Peternek’s cover pages for the NIN weekly newsmagazine were well received in Baku. He remembers a great photographer remarking to him in Paris: "But Tomo, this is not hard to do with a computer!" To which he replied: "Take a look at the year when it was taken. There were no computers at that time."

As it were, this was a demonstration of photographic skills.

Peternek took with him a CD with the essay called Rendezvous avec Paris (1969–2007) that reflects the stand of the "Serbian Cartier-Bresson", as colleagues from the Le Figaro daily newspaper called him, namely that it is the small things and ordinary people that make life and that fine art photography is poetry.

The public in Baku also kindly responded to the photographs called 45 Nights of Hell in Belgrade, taken during the 1999 bombing campaign of Belgrade.

The compact disc also contains a chapter called "USSR" with photographs Peternek shot in Baku 30 years ago.

After the Moscow exhibition called Two Rivers and in Lithuania, Turkmenistan, Azerbaijan...

He hopes soon to be in a position to show his photographs taken in Sicily, in Greece, while the photos taken in America have not all been shown. 

He displayed part of this material during his 1988 retrospective at the Cvijeta Zuzorić Art Pavilion, after showing them at the American Cultural Centre in Belgrade. A voluminous monograph is currently under preparation and the public is eagerly awaiting it.

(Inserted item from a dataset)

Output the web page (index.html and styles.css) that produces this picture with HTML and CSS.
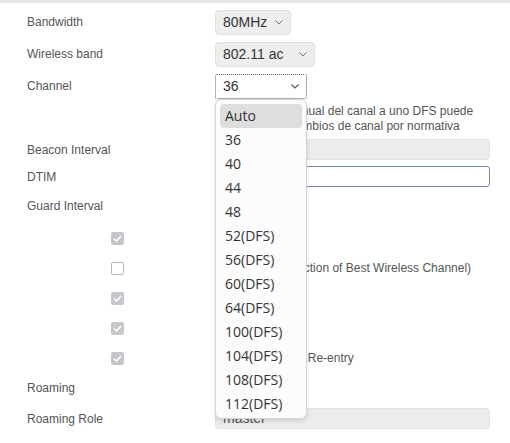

Tomislav Peternek, who has been awarded the Excellence FIAP (International Federation of Photographic Art) title, was born in Vinkovci in 1933, and began working as a newspaper photographer in Svetlost (Кragujevac), then in Borba, Mladost, Jugoslovenska Revija … As of 1970, he has been photography editor for NIN newsmagazine. In addition to being a photo reporter, he also did advertising, fashion and underwater photography. He is a member of the Association of Fine and Applied Artists and Designers of Serbia (ULUPUDS) and of the Association of Journalists of Serbia. He has been doing underwater photography since 1980 (Caribbean Sea, Indian Ocean, Adriatic Sea). In 1993, he became a freelancer. His photographs have been published in domestic newspapers, and he has also worked for foreign photo-agencies (Reuters, Eastlight, Sygma…). He has won numerous gold medals and plaques for his photographs (in Zell am See, Plovdiv, Belgrade, Berlin, Piran, Kharkov, Kiev ...) as well as two lifetime achievement awards ("Svetozar Marković" presented by the Association of Serbian Journalists, and by the National Centre for Photography, respectively). The Belgrade Student Cultural Centre published a monograph titled Peternek, Photographs in 1984, while the Foto-Savez Jugoslavije issued a publication devoted to him as part of its edition called The Masters of Photography.